We were glad to get back to the van and tuck into some curry and a few drinks. We chatted the usual cak, all manner of subjects covered including the current mob in power ( let's just say Wak's not keen), old friends, Lidl-Aldi wine and cheese ( good ), fake rock bands ( yes, you Killers, Stereophonics and several more ) and " what was the best gig you ever been to ? "

I can tell you Iggy Pop, Siouxsie and the Banshees, Bauhaus, Neil Young, Savages, The Fall and The Smiths were, in football parlance, " there or thereabouts ".

Next day a bit warmer and we had a bit more action. We met the The Canal Zander Guru on the bank, had a good chat and found out what had been going on during the past few months.

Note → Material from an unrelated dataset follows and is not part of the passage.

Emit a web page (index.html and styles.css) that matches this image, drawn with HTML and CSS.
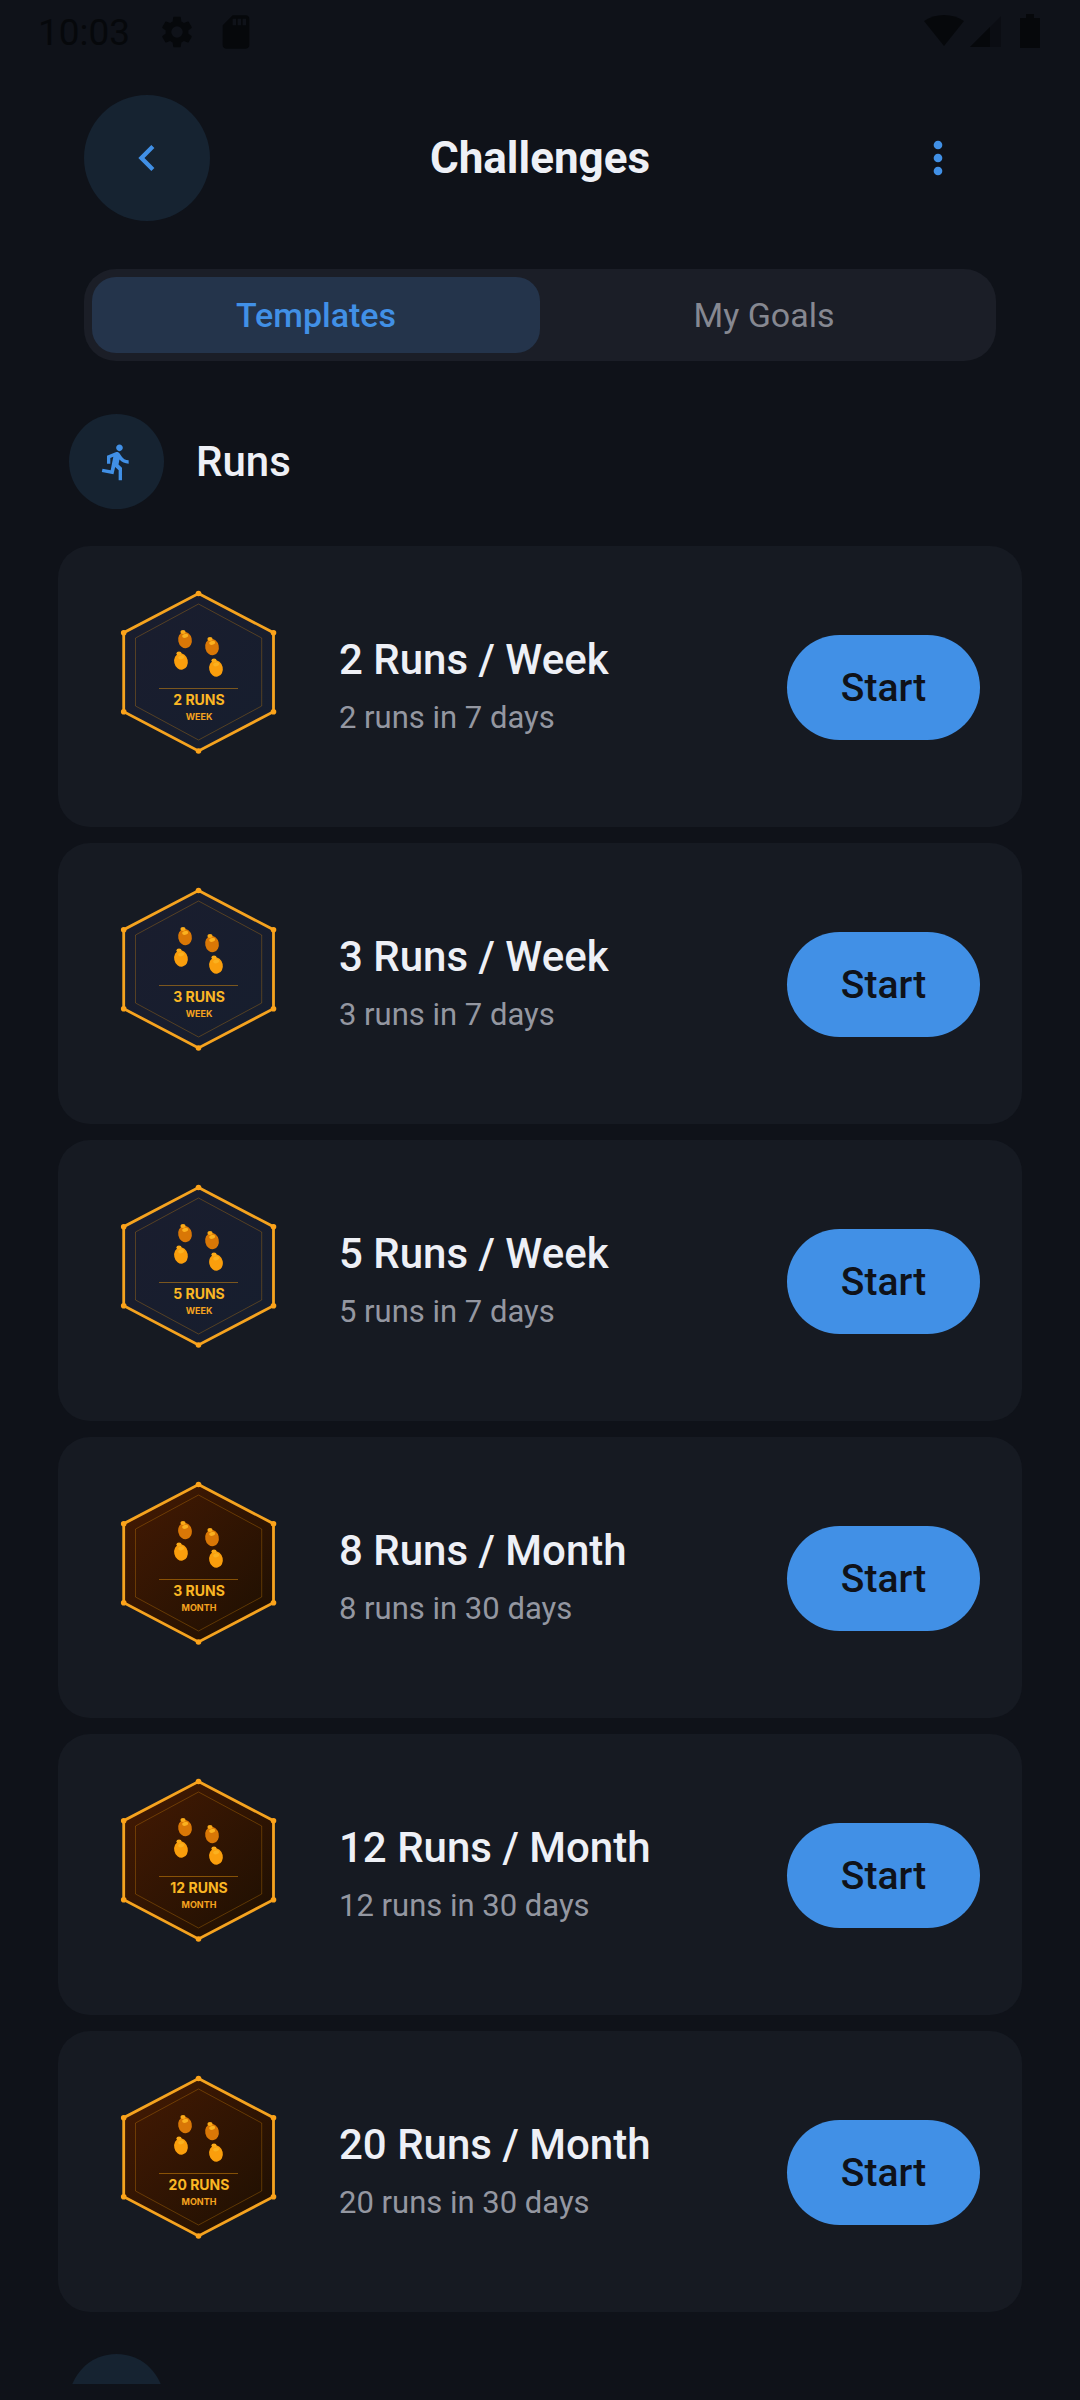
FILE: index.html
```html
<!DOCTYPE html>
<html lang="en">
  <head>
    <meta charset="UTF-8" />
    <meta name="viewport" content="width=device-width, initial-scale=1" />
    <title>Challenges</title>
    <link rel="stylesheet" href="styles.css" />
  </head>

  <body>
    <!-- shared badge artwork -->
    <svg class="sprite" aria-hidden="true">
      <defs>
        <linearGradient id="night" x1="0" y1="0" x2="1" y2="1">
          <stop offset="0" stop-color="#1a1d2e" />
          <stop offset="1" stop-color="#161e2e" />
        </linearGradient>
        <linearGradient id="ember" x1="0" y1="0" x2="1" y2="1">
          <stop offset="0" stop-color="#451a03" />
          <stop offset="1" stop-color="#1c0f02" />
        </linearGradient>
        <g id="egg">
          <ellipse rx="6.8" ry="8.3" transform="rotate(-12)" />
          <ellipse cx="-2" cy="-8" rx="2.6" ry="2" fill="#fbab18" />
          <ellipse cx="1" cy="-4" rx="3" ry="1.9" fill="#fbb11f" transform="rotate(-12)" />
        </g>
        <g id="badge">
          <path d="M98.500 23.500L173.500 62.700V141.700L98.500 181L23.700 141.700V62.700Z" stroke="#f5a31f" stroke-width="2.800" />
          <path d="M98.500 34L161.700 68V136L98.500 170L35.500 136V68Z" fill="none" stroke="#f59e0b" stroke-opacity=".35" stroke-width=".8" />
          <g fill="#fca31a">
            <circle cx="98.500" cy="23.500" r="2.800" />
            <circle cx="173.500" cy="62.700" r="2.800" />
            <circle cx="173.500" cy="141.700" r="2.800" />
            <circle cx="98.500" cy="181" r="2.800" />
            <circle cx="23.700" cy="141.700" r="2.800" />
            <circle cx="23.700" cy="62.700" r="2.800" />
          </g>
          <use href="#egg" x="85" y="70" fill="#d97706" />
          <use href="#egg" x="112" y="77" fill="#d97706" />
          <use href="#egg" x="81" y="91.500" fill="#fa9e0c" />
          <use href="#egg" x="116" y="98.500" fill="#fa9e0c" />
          <path d="M59 118.500H138" stroke="#f59e0b" stroke-opacity=".45" />
        </g>
      </defs>
    </svg>

    <div class="screen">
      <div class="statusbar">
        <span class="clock">10:03</span>
        <svg class="gear" width="38" height="38" viewBox="0 0 24 24"><path d="M19.140 12.940c.04-.3.06-.61.06-.94s-.02-.64-.07-.94l2.030-1.580c.18-.14.23-.41.12-.61l-1.920-3.320c-.12-.22-.37-.29-.59-.22l-2.390.96c-.5-.38-1.030-.7-1.620-.94l-.36-2.540c-.04-.24-.24-.41-.48-.41h-3.840c-.24 0-.43.17-.47.41l-.36 2.540c-.59.24-1.130.57-1.620.94l-2.390-.96c-.22-.08-.47 0-.59.22L2.740 8.870c-.12.21-.08.47.12.61l2.030 1.580c-.05.3-.09.63-.09.94s.02.64.07.94l-2.030 1.580c-.18.14-.23.41-.12.61l1.920 3.320c.12.22.37.29.59.22l2.390-.96c.5.38 1.030.7 1.620.94l.36 2.540c.05.24.24.41.48.41h3.840c.24 0 .44-.17.47-.41l.36-2.540c.59-.24 1.130-.56 1.620-.94l2.390.96c.22.08.47 0 .59-.22l1.920-3.320c.12-.22.07-.47-.12-.61l-2.010-1.580zM12 15.600a3.600 3.600 0 1 1 0-7.200 3.600 3.600 0 0 1 0 7.200z" /></svg>
        <svg class="sdcard" width="40" height="40" viewBox="0 0 24 24"><path d="M18 2h-8L4.020 8 4 20c0 1.100.9 2 2 2h12c1.100 0 2-.9 2-2V4c0-1.100-.9-2-2-2zm-6 6h-2V4h2v4zm3 0h-2V4h2v4zm3 0h-2V4h2v4z" /></svg>
        <svg class="signals" width="118" height="36" viewBox="0 0 118 36">
          <path d="M0 7C11-1 29-1 40 7L20 32Z" />
          <path d="M46 33L77 2V33Z" opacity=".4" />
          <path d="M46 33L66 13V33Z" />
          <path d="M96 4h6V0h8v4h6v30H96Z" />
        </svg>
      </div>

      <header class="header">
        <button class="back" aria-label="Back">
          <svg width="52" height="52" viewBox="0 0 24 24"><path d="M15.410 7.410L14 6l-6 6 6 6 1.410-1.410L10.830 12z" /></svg>
        </button>
        <h1>Challenges</h1>
        <button class="more" aria-label="More options">
          <svg width="52" height="52" viewBox="0 0 24 24"><circle cx="12" cy="6" r="2" /><circle cx="12" cy="12" r="2" /><circle cx="12" cy="18" r="2" /></svg>
        </button>
      </header>

      <nav class="tabs">
        <button class="tab active">Templates</button>
        <button class="tab">My Goals</button>
      </nav>

      <main class="list">
        <div class="section">
          <span class="section-icon">
            <svg width="40" height="40" viewBox="0 0 24 24"><path d="M13.490 5.480c1.100 0 2-.9 2-2s-.9-2-2-2-2 .9-2 2 .9 2 2 2zm-3.600 13.900l1-4.400 2.100 2v6h2v-7.500l-2.100-2 .6-3c1.300 1.500 3.300 2.500 5.500 2.500v-2c-1.900 0-3.500-1-4.300-2.400l-1-1.600c-.4-.6-1-1-1.700-1-.3 0-.5.1-.8.1l-5.200 2.200v4.700h2v-3.400l1.800-.7-1.600 8.100-4.900-1-.4 2 7 1.400z" /></svg>
          </span>
          <h2>Runs</h2>
        </div>

        <div class="cards">
          <article class="card">
            <svg class="badge" viewBox="14 17 168 168">
              <use href="#badge" fill="url(#night)" />
              <text class="badge-count" x="99" y="135">2 RUNS</text>
              <text class="badge-period" x="99" y="150">WEEK</text>
            </svg>
            <div class="info">
              <h3>2 Runs / Week</h3>
              <p>2 runs in 7 days</p>
            </div>
            <button class="start">Start</button>
          </article>

          <article class="card">
            <svg class="badge" viewBox="14 17 168 168">
              <use href="#badge" fill="url(#night)" />
              <text class="badge-count" x="99" y="135">3 RUNS</text>
              <text class="badge-period" x="99" y="150">WEEK</text>
            </svg>
            <div class="info">
              <h3>3 Runs / Week</h3>
              <p>3 runs in 7 days</p>
            </div>
            <button class="start">Start</button>
          </article>

          <article class="card">
            <svg class="badge" viewBox="14 17 168 168">
              <use href="#badge" fill="url(#night)" />
              <text class="badge-count" x="99" y="135">5 RUNS</text>
              <text class="badge-period" x="99" y="150">WEEK</text>
            </svg>
            <div class="info">
              <h3>5 Runs / Week</h3>
              <p>5 runs in 7 days</p>
            </div>
            <button class="start">Start</button>
          </article>

          <article class="card">
            <svg class="badge" viewBox="14 17 168 168">
              <use href="#badge" fill="url(#ember)" />
              <text class="badge-count" x="99" y="135">3 RUNS</text>
              <text class="badge-period" x="99" y="150">MONTH</text>
            </svg>
            <div class="info">
              <h3>8 Runs / Month</h3>
              <p>8 runs in 30 days</p>
            </div>
            <button class="start">Start</button>
          </article>

          <article class="card">
            <svg class="badge" viewBox="14 17 168 168">
              <use href="#badge" fill="url(#ember)" />
              <text class="badge-count" x="99" y="135">12 RUNS</text>
              <text class="badge-period" x="99" y="150">MONTH</text>
            </svg>
            <div class="info">
              <h3>12 Runs / Month</h3>
              <p>12 runs in 30 days</p>
            </div>
            <button class="start">Start</button>
          </article>

          <article class="card">
            <svg class="badge" viewBox="14 17 168 168">
              <use href="#badge" fill="url(#ember)" />
              <text class="badge-count" x="99" y="135">20 RUNS</text>
              <text class="badge-period" x="99" y="150">MONTH</text>
            </svg>
            <div class="info">
              <h3>20 Runs / Month</h3>
              <p>20 runs in 30 days</p>
            </div>
            <button class="start">Start</button>
          </article>
        </div>

        <div class="section">
          <span class="section-icon"></span>
        </div>
      </main>
    </div>
  </body>
</html>
```

FILE: styles.css
```css
* {
  box-sizing: border-box;
}
body {
  margin: 0;
  background: #0f1219;
  color: #eef0f6;
  font-family: Roboto, "Liberation Sans", sans-serif;
}
h1,
h2,
h3,
p {
  margin: 0;
}
button {
  border: 0;
  padding: 0;
  background: none;
  font-family: inherit;
  cursor: pointer;
}
svg {
  display: block;
}
.sprite {
  position: absolute;
  width: 0;
  height: 0;
}
.screen {
  display: flex;
  flex-direction: column;
  height: 100vh;
  padding-bottom: 16px;
}

/* status bar */
.statusbar {
  display: flex;
  align-items: center;
  height: 64px;
  padding: 0 38px;
  color: #06080b;
  fill: #06080b;
}
.clock {
  font-size: 37px;
}
.gear {
  margin-left: 28px;
}
.sdcard {
  margin-left: 20px;
}
.signals {
  margin-left: auto;
}

/* header */
.header {
  display: grid;
  grid-template-columns: 126px 1fr 126px;
  align-items: center;
  margin-top: 31px;
  padding: 0 84px;
  fill: #4190e6;
}
.header h1 {
  font-size: 44px;
  font-weight: 700;
  text-align: center;
}
.back,
.more {
  display: flex;
  align-items: center;
  justify-content: center;
  height: 126px;
}
.back {
  border-radius: 50%;
  background: #162331;
}
.more {
  padding-left: 10px;
}

/* tabs */
.tabs {
  display: flex;
  margin: 48px 84px 0;
  padding: 8px;
  border-radius: 32px;
  background: #1b1e27;
}
.tab {
  flex: 1;
  height: 76px;
  border-radius: 24px;
  color: #868891;
  font-size: 34px;
}
.tab.active {
  background: #24344b;
  color: #4190e6;
  font-weight: 500;
}

/* challenge list */
.list {
  flex: 1;
  min-height: 0;
  overflow: hidden;
  padding: 53px 58px 0;
}
.section {
  display: flex;
  align-items: center;
  gap: 32px;
  padding-left: 11px;
}
.section h2 {
  font-size: 42px;
  font-weight: 500;
}
.section-icon {
  display: flex;
  align-items: center;
  justify-content: center;
  width: 95px;
  height: 95px;
  border-radius: 50%;
  background: #162331;
  fill: #4190e6;
}
.cards {
  display: grid;
  gap: 16px;
  margin: 37px 0 42px;
}
.card {
  display: flex;
  align-items: center;
  height: 281px;
  padding: 2px 42px 0 56px;
  border-radius: 32px;
  background: #161a22;
}
.badge {
  width: 168px;
  height: 168px;
  margin-bottom: 33px;
}
.badge-count,
.badge-period {
  fill: #fbb724;
  font-family: Inter, sans-serif;
  font-weight: 700;
  text-anchor: middle;
}
.badge-count {
  font-size: 14px;
}
.badge-period {
  fill: #f5a31f;
  font-size: 9px;
}
.info {
  flex: 1;
  margin-left: 57px;
}
.info h3 {
  font-size: 42px;
  font-weight: 500;
  line-height: 60px;
}
.info p {
  color: #9497a1;
  font-size: 31px;
  line-height: 56px;
}
.start {
  width: 193px;
  height: 105px;
  border-radius: 53px;
  background: #4190e6;
  color: #0f1219;
  font-size: 39px;
  font-weight: 500;
}
```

Nothing massive caught but we had several zander and a pike, so we were pleased enough.

A very quick session the next morning resulted in a small zander for me and an absolute cracker for Wak. We didn't weigh it but it wasn't far short of 5lb and made the long ( ger than necessary, sorry I can't help myself ) trip worthwhile.



All in all an enjoyable couple of day. Shining times indeed.

Oh, and he got lost on the way back too.



Sunday, 3 October 2021

Don't Forget To Smell The Flowers Along The Way

The wonder of the world

The beauty and the power

The shapes of things

Their colours, lights and shades

These I saw

Look ye also while life lasts



I've been so lucky to have been to so many fantastic places and met so many great people. Best take time to ponder and acknowledge my good fortune.


There's no "best" place, they've all got their charms, from the understated gentle landscape of the canals to the wild splendour of the Atlantic coast. And closer to home too, those desolate mud flats and marshes of the Essex and Suffolk estuaries. I love them all.


So, hurry ye not, lean on that gate post, stop, contemplate, stare and reflect that in a universe of billions of uninhabitable stars, somehow you're here, alive.